A schema _can_ be descriptive of a namespace, but is not necessarily
descriptive of a namespace.
>> This is a note, one of a series of documents that claim no official
>> endorsement from the W3C,
>
>Right... it just explains the direction we're headed in when we
>charter new work and such.
Perhaps, although it seems you're making a distinction between Notes we
wrote and like, and everyone else's Notes, which supposedly have no
normative value whatsoever.

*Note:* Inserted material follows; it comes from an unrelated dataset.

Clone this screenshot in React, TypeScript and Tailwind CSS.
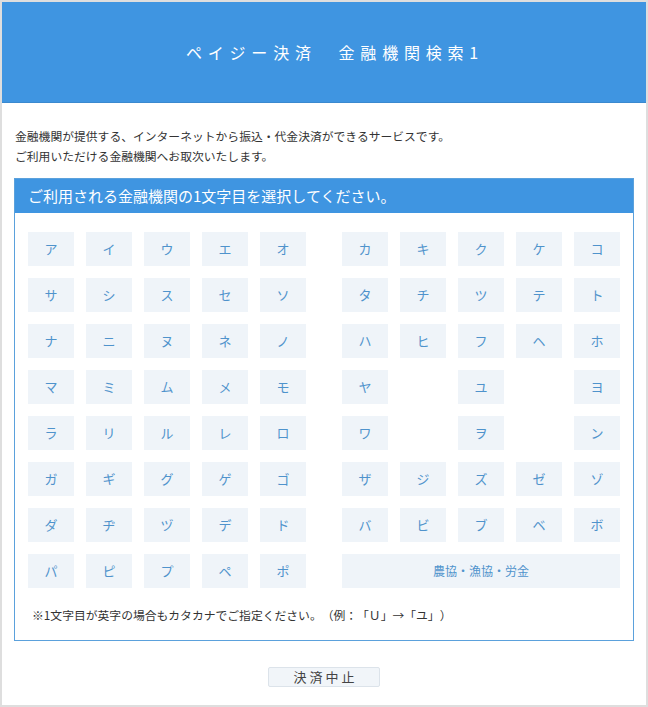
import React from "react";

const LEFT: string[][] = [
  ["ア", "イ", "ウ", "エ", "オ"],
  ["サ", "シ", "ス", "セ", "ソ"],
  ["ナ", "ニ", "ヌ", "ネ", "ノ"],
  ["マ", "ミ", "ム", "メ", "モ"],
  ["ラ", "リ", "ル", "レ", "ロ"],
  ["ガ", "ギ", "グ", "ゲ", "ゴ"],
  ["ダ", "ヂ", "ヅ", "デ", "ド"],
  ["パ", "ピ", "プ", "ペ", "ポ"],
];

const RIGHT: string[][] = [
  ["カ", "キ", "ク", "ケ", "コ"],
  ["タ", "チ", "ツ", "テ", "ト"],
  ["ハ", "ヒ", "フ", "ヘ", "ホ"],
  ["ヤ", "", "ユ", "", "ヨ"],
  ["ワ", "", "ヲ", "", "ン"],
  ["ザ", "ジ", "ズ", "ゼ", "ゾ"],
  ["バ", "ビ", "ブ", "ベ", "ボ"],
];

const font = { fontFamily: '"Noto Sans CJK JP", "Noto Sans", sans-serif' };

function Kana({ label }: { label: string }) {
  if (!label) return <div />;
  return (
    <button className="flex items-center justify-center bg-[#eff4f9] text-[13px] text-[#4f93cc] hover:bg-[#e2ecf6]">
      {label}
    </button>
  );
}

export default function App() {
  return (
    <div
      className="min-h-[707px] bg-white border-2 border-[#dedede] text-[#333] [text-spacing-trim:space-all]"
      style={font}
    >
      {/* Header */}
      <div className="h-[101px] flex items-center justify-center bg-[#3f95e1] border-b border-[#3a89cf]">
        <h1 className="text-[16px] font-normal text-white tracking-[5.8px] pl-[22px]">
          ペイジー決済　金融機関検索1
        </h1>
      </div>

      {/* Description */}
      <div className="pt-[23px] px-[13px] text-[11.8px] leading-[20px]">
        <p>金融機関が提供する、インターネットから振込・代金決済ができるサービスです。</p>
        <p>ご利用いただける金融機関へお取次いたします。</p>
      </div>

      {/* Panel */}
      <div className="mx-[12px] mt-[12px] border border-[#5ba1dc]">
        <div className="h-[34px] flex items-center px-[13px] bg-[#3f95e1] text-white text-[15px]">
          ご利用される金融機関の1文字目を選択してください。
        </div>

        <div className="px-[13px] pt-[19px] pb-[15px]">
          <div className="flex gap-[36px]">
            <div className="grid w-[278px] grid-cols-5 auto-rows-[34px] gap-[12px]">
              {LEFT.flat().map((k, i) => (
                <Kana key={i} label={k} />
              ))}
            </div>
            <div className="grid w-[278px] grid-cols-5 auto-rows-[34px] gap-[12px]">
              {RIGHT.flat().map((k, i) => (
                <Kana key={i} label={k} />
              ))}
              <button className="col-span-5 flex items-center justify-center bg-[#eff4f9] text-[12px] text-[#4f93cc]">
                農協・漁協・労金
              </button>
            </div>
          </div>

          <p className="mt-[17px] px-[4px] text-[11.8px] leading-[20px]">
            ※1文字目が英字の場合もカタカナでご指定ください。（例：「Ｕ」→「ユ」）
          </p>
        </div>
      </div>

      {/* Footer button */}
      <div className="flex justify-center pt-[26px] pb-[17px]">
        <button className="w-[112px] h-[20px] flex items-center justify-center rounded-[2px] border border-[#dce3ea] bg-[#f1f5f9] text-[13px] text-[#444] tracking-[3px] pl-[3px]">
          決済中止
        </button>
      </div>
    </div>
  );
}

This is a new distinction, at least in public.
>> and one whose claims are contentious.
>
>Evidently.
Extremely.
>I believe this issue has been discussed before, without an overall
>conclusion... it seemed to get as far as "you can't do that...
>you need packaging to do that" vs. "packaing is fine, but
>it's not critical path to using schemas and namespaces".
Without public archives, I have no way of knowing this - it doesn't exist
for the terms of this public discussion. Sorry.
>But now we have a schema implementation in development, and
>I'm trying to use it to show that using namespaces
>and schemas works just fine. By all means, let's do
>discuss it, now that we have more specifics
>to work with.
It works just fine - for the narrow set of purposes you appear to be
interested in. It's far from clear that the usage you propose is good for
the wider set of cases I'm interested in, and it's quite clear that the
usage you propose is harmful to certain cases. 'Blessing' namespace URIs
as pointers to schemas gives that usage an imprimatur that makes it
difficult for them to be reliably/interoperably used in any other way.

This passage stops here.